In terms of analytics and the TPROC-H workload derived from TPC-H, this specification  does not require middleware so when running TPROC-H you are close to the specification,  however there remain differences.  For example the TPC-H specification includes measuring database load times that is beyond the scope of HammerDB and you may wish to implement features such as in-memory column stores, partitioning and compression to improve performance. HammerDB cannot implement advanced features that may not be available in all test environments and therefore builds a base configuration that would be available to all. The user can then modify the schema as they wish.
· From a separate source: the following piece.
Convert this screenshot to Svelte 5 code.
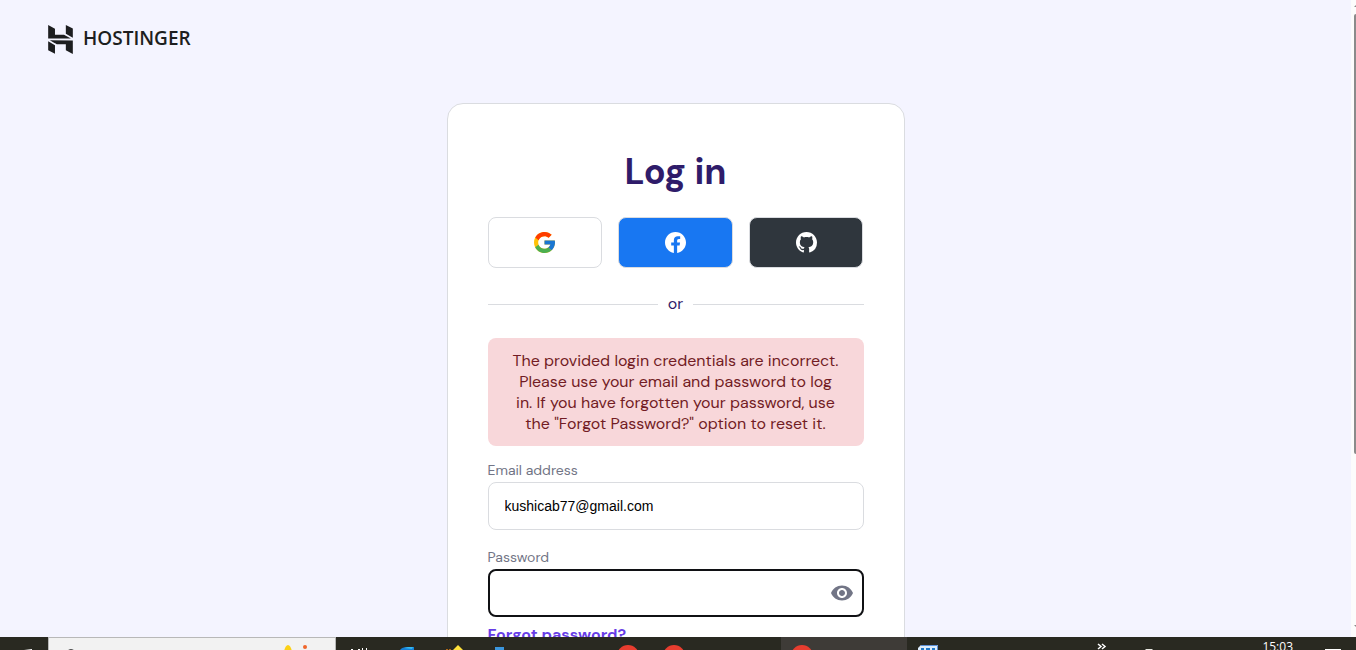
<script lang="ts">
  let email = $state('kushicab77@gmail.com');
  let password = $state('');
  let showPassword = $state(false);

  function handleSubmit(e: SubmitEvent) {
    e.preventDefault();
  }
</script>

<div class="screen">
  <div class="browser">
    <div class="page">
      <header class="header">
        <a class="logo" href="#home">
          <svg viewBox="1.8 0 20.4 24" width="25" height="29" aria-hidden="true">
            <path fill="currentColor" d="M16.415 0v7.16l5.785 3.384V2.949L16.415 0ZM1.8 0v11.237h18.815L14.89 8.09l-7.457-.003V3.024L1.8 0Zm14.615 20.894v-5.019l-7.514-.005c.007.033-5.82-3.197-5.82-3.197l19.119.091V24l-5.785-3.106ZM1.8 13.551v7.343l5.633 2.949v-6.988L1.8 13.551Z" />
          </svg>
          <span>HOSTINGER</span>
        </a>
      </header>

      <main class="card">
        <h1>Log in</h1>

        <div class="socials">
          <button class="social" type="button" aria-label="Google">
            <svg viewBox="4 4 40 40" width="21" height="21">
              <path fill="#FFC107" d="M43.611 20.083H42V20H24v8h11.303c-1.649 4.657-6.08 8-11.303 8-6.627 0-12-5.373-12-12s5.373-12 12-12c3.059 0 5.842 1.154 7.961 3.039l5.657-5.657C34.046 6.053 29.268 4 24 4 12.955 4 4 12.955 4 24s8.955 20 20 20 20-8.955 20-20c0-1.341-.138-2.65-.389-3.917z" />
              <path fill="#FF3D00" d="M6.306 14.691l6.571 4.819C14.655 15.108 18.961 12 24 12c3.059 0 5.842 1.154 7.961 3.039l5.657-5.657C34.046 6.053 29.268 4 24 4 16.318 4 9.656 8.337 6.306 14.691z" />
              <path fill="#4CAF50" d="M24 44c5.166 0 9.86-1.977 13.409-5.192l-6.19-5.238C29.211 35.091 26.715 36 24 36c-5.202 0-9.619-3.317-11.283-7.946l-6.522 5.025C9.505 39.556 16.227 44 24 44z" />
              <path fill="#1976D2" d="M43.611 20.083H42V20H24v8h11.303c-.792 2.237-2.231 4.166-4.087 5.571l6.193 5.238C36.971 39.205 44 34 44 24c0-1.341-.138-2.65-.389-3.917z" />
            </svg>
          </button>
          <button class="social facebook" type="button" aria-label="Facebook">
            <svg viewBox="0 0 24 24" width="21" height="21">
              <path fill="#fff" d="M24 12.073c0-6.627-5.373-12-12-12s-12 5.373-12 12c0 5.99 4.388 10.954 10.125 11.854v-8.385H7.078v-3.47h3.047V9.43c0-3.007 1.792-4.669 4.533-4.669 1.312 0 2.686.235 2.686.235v2.953H15.83c-1.491 0-1.956.925-1.956 1.874v2.25h3.328l-.532 3.47h-2.796v8.385C19.612 23.027 24 18.062 24 12.073z" />
            </svg>
          </button>
          <button class="social github" type="button" aria-label="GitHub">
            <svg viewBox="0 0 16 16" width="21" height="21">
              <path fill="#fff" d="M8 0C3.58 0 0 3.58 0 8c0 3.54 2.29 6.53 5.47 7.59.4.07.55-.17.55-.38 0-.19-.01-.82-.01-1.49-2.01.37-2.53-.49-2.69-.94-.09-.23-.48-.94-.82-1.13-.28-.15-.68-.52-.01-.53.63-.01 1.08.58 1.23.82.72 1.21 1.87.87 2.33.66.07-.52.28-.87.51-1.07-1.78-.2-3.64-.89-3.64-3.95 0-.87.31-1.59.82-2.15-.08-.2-.36-1.02.08-2.12 0 0 .67-.21 2.2.82.64-.18 1.32-.27 2-.27s1.36.09 2 .27c1.53-1.04 2.2-.82 2.2-.82.44 1.1.16 1.92.08 2.12.51.56.82 1.27.82 2.15 0 3.07-1.87 3.75-3.65 3.95.29.25.54.73.54 1.48 0 1.07-.01 1.93-.01 2.2 0 .21.15.46.55.38A8.01 8.01 0 0 0 16 8c0-4.42-3.58-8-8-8z" />
            </svg>
          </button>
        </div>

        <div class="divider"><span>or</span></div>

        <div class="alert" role="alert">
          The provided login credentials are incorrect. Please use your email and password to log in. If you have forgotten your password, use the "Forgot Password?" option to reset it.
        </div>

        <form onsubmit={handleSubmit}>
          <div class="field">
            <label for="email">Email address</label>
            <input id="email" type="email" bind:value={email} />
          </div>
          <div class="field">
            <label for="password">Password</label>
            <div class="password-box">
              <input id="password" type={showPassword ? 'text' : 'password'} bind:value={password} />
              <button class="eye" type="button" aria-label="Show password" onclick={() => (showPassword = !showPassword)}>
                <svg viewBox="0 0 24 24" width="24" height="24">
                  <path fill="currentColor" d="M12 4.5C7 4.5 2.73 7.61 1 12c1.73 4.39 6 7.5 11 7.5s9.27-3.11 11-7.5c-1.73-4.39-6-7.5-11-7.5zM12 17c-2.76 0-5-2.24-5-5s2.24-5 5-5 5 2.24 5 5-2.24 5-5 5zm0-8c-1.66 0-3 1.34-3 3s1.34 3 3 3 3-1.34 3-3-1.34-3-3-3z" />
                </svg>
              </button>
            </div>
          </div>
          <a class="forgot" href="#forgot">Forgot password?</a>
        </form>
      </main>
    </div>

    <div class="scrollbar">
      <svg viewBox="0 0 2 14" width="2" height="14"><path fill="#8b8b8b" d="M2 5v2H0z" /></svg>
      <div class="thumb"></div>
      <div class="track"></div>
      <svg viewBox="0 0 2 14" width="2" height="14"><path fill="#8b8b8b" d="M0 2h2v2z" /></svg>
    </div>
  </div>

  <footer class="taskbar">
    <div class="start">
      <svg viewBox="0 0 48 13" width="48" height="13"><path fill="#fff" d="M24 13l8-1v1z" /></svg>
    </div>
    <div class="search">
      <svg viewBox="0 0 48 13" width="48" height="13"><circle cx="22" cy="17" r="5" fill="none" stroke="#111" stroke-width="1.5" /></svg>
      <svg viewBox="0 0 60 13" width="60" height="13">
        <path fill="#fcd116" d="M9 13c1-3 2-6 4-6s3 3 4 6z" />
        <circle cx="30" cy="9" r="2" fill="#f0662b" />
      </svg>
    </div>
    <div class="apps">
      <svg viewBox="0 0 48 13" width="48" height="13"><path fill="#fff" d="M15 12h2v1h-2zM22 12h2v1h-2zM26 11h1v2h-1zM30 11h1v2h-1z" /></svg>
      <svg viewBox="0 0 48 13" width="48" height="13">
        <path fill="#1681d8" d="M16 13c1-2 4-3 8-3h6v3z" />
        <path fill="#35b9ef" d="M20 11l4-1h5l-1 2z" />
      </svg>
      <svg viewBox="0 0 48 13" width="48" height="13">
        <path fill="#ffe13b" d="M21 13l5-5 5 5z" />
        <path fill="#ae6716" d="M14 12h2v1h-2zM17 12h2v1h-2z" />
      </svg>
      <svg viewBox="0 0 40 13" width="40" height="13"><path fill="#3b96dd" d="M15 10h9v3h-9z" /></svg>
    </div>
    <div class="windows">
      <svg viewBox="0 0 46 13" width="46" height="13"><circle cx="23" cy="19" r="11" fill="#e83d2f" /></svg>
      <svg viewBox="0 0 46 13" width="46" height="13"><circle cx="23" cy="19" r="11" fill="#e83d2f" /></svg>
    </div>
    <div class="active-window">
      <svg viewBox="0 0 42 13" width="42" height="13"><circle cx="21" cy="19" r="11" fill="#e83d2f" /></svg>
    </div>
    <svg viewBox="0 0 42 13" width="42" height="13">
      <path fill="#dcebfb" d="M11 13v-2l3-3h17v5z" />
      <path fill="#1f78c8" d="M14 11h3v2h-3zM19 11h4v2h-4zM25 11h3v2h-3z" />
      <path fill="none" stroke="#5d8fd6" d="M14 8.500h16.500V13" />
    </svg>
    <div class="tray">
      <svg viewBox="0 0 10 13" width="10" height="13"><path fill="none" stroke="#fff" stroke-width="1.5" d="M1 7l3 2.500L1 12M5 7l3 2.500L5 12" /></svg>
      <svg viewBox="0 0 14 13" width="14" height="13"><path fill="#e8e8e2" d="M3 13l1-1h6l1 1z" /></svg>
      <span class="clock">15:03</span>
      <svg viewBox="0 0 16 13" width="16" height="13"><path fill="#fff" d="M0 12h16v1H0z" /></svg>
    </div>
  </footer>
</div>

<style>
  :global(body) { margin: 0; }
  .screen {
    height: 100vh; display: flex; flex-direction: column; overflow: hidden;
    font-family: 'DM Sans', Inter, 'Liberation Sans', sans-serif; font-size: 16px; color: #2f1c6a;
  }
  .screen * { box-sizing: border-box; }
  .browser { flex: 1; min-height: 0; display: flex; background: #f4f4ff; }
  .page { flex: 1; overflow: hidden; }

  .header { display: flex; padding: 24px 48px; }
  .logo {
    display: flex; align-items: center; gap: 10px; height: 30px; color: #1d1e20; text-decoration: none;
    font-family: 'Open Sans', sans-serif; font-size: 19px; line-height: 28px; font-weight: 600;
  }
  .logo span { padding-bottom: 2px; }

  .card {
    width: 458px; max-width: 100%; margin: 25px auto 40px; padding: 40px;
    background: #fff; border: 1px solid #dadce0; border-radius: 16px;
  }
  h1 { margin: 0 0 21px; padding-top: 4px; font-size: 36px; line-height: 48px; font-weight: 700; text-align: center; }

  .socials { display: grid; grid-template-columns: repeat(3, 1fr); gap: 16px; }
  .social {
    display: flex; align-items: center; justify-content: center; height: 51px; padding: 0;
    background: #fff; border: 1px solid #dadce0; border-radius: 8px; cursor: pointer;
  }
  .facebook { background: #1877f2; }
  .github { background: #2f363d; }

  .divider { display: flex; align-items: center; gap: 10px; margin: 24px 0 22px; line-height: 24px; }
  .divider::before, .divider::after { content: ''; flex: 1; height: 1px; background: #dadce0; }

  .alert {
    padding: 12px 24px; border-radius: 8px; background: #f8d7da; color: #721c24;
    line-height: 21px; text-align: center;
  }

  form { padding-top: 14px; }
  .field { display: flex; flex-direction: column; margin-bottom: 17px; }
  .field:last-of-type { margin-bottom: 8px; }
  label { font-size: 14px; line-height: 20px; padding-bottom: 2px; color: #727586; }
  input {
    width: 100%; height: 48px; padding: 0 16px; border: 1px solid #dadce0; border-radius: 8px; outline: none;
    background: #fff; color: #000; font-family: 'Liberation Sans', Arial, sans-serif; font-size: 14px;
  }
  .password-box { display: flex; align-items: center; height: 48px; border: 2px solid #101114; border-radius: 8px; padding-right: 8px; }
  .password-box input { flex: 1; height: 100%; border: 0; }
  .eye { display: flex; padding: 0; border: 0; background: none; color: #727586; cursor: pointer; }
  .forgot { display: block; line-height: 20px; font-weight: 700; color: #673de6; text-decoration: none; }

  .scrollbar { width: 5px; display: flex; flex-direction: column; align-items: flex-end; background: #fcfcfc; }
  .thumb { flex: 440; width: 2px; background: #8b8b8b; border-radius: 2px 0 0 2px; }
  .track { flex: 169; }

  .taskbar { display: flex; height: 13px; overflow: hidden; background: #292921; }
  .taskbar svg { display: block; flex-shrink: 0; }
  .search { width: 288px; display: flex; justify-content: space-between; background: #f2f2f2; border: 1px solid #b8b8b8; border-bottom: 0; }
  .apps { display: flex; }
  .windows { display: flex; padding: 0 84px 0 85px; }
  .active-window { width: 126px; background: #3e3b37; }
  .tray { margin-left: auto; display: flex; padding-right: 15px; }
  .tray svg:first-child { margin-right: 35px; }
  .clock { margin: 0 32px 0 106px; color: #fff; font-family: 'Open Sans', sans-serif; font-size: 12px; line-height: 20px; }
</style>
For this reason TPROC-H is also a workload derived from TPC-H and has moved away from providing information on calculating the QphH figure to focusing on actual query times for power and throughput tests and a total geometric mean of query times.

In conclusion, TPROC-C and TPROC-H are the new names for the same HammerDB specific workloads that mean “derived from TPC-C” and “derived from TPC-H” respectively to make running workloads based on these specification both faster and cheaper and available to all.  Official TPC-C and TPC-H compliant results can as has always been the case only be found on the official TPC website.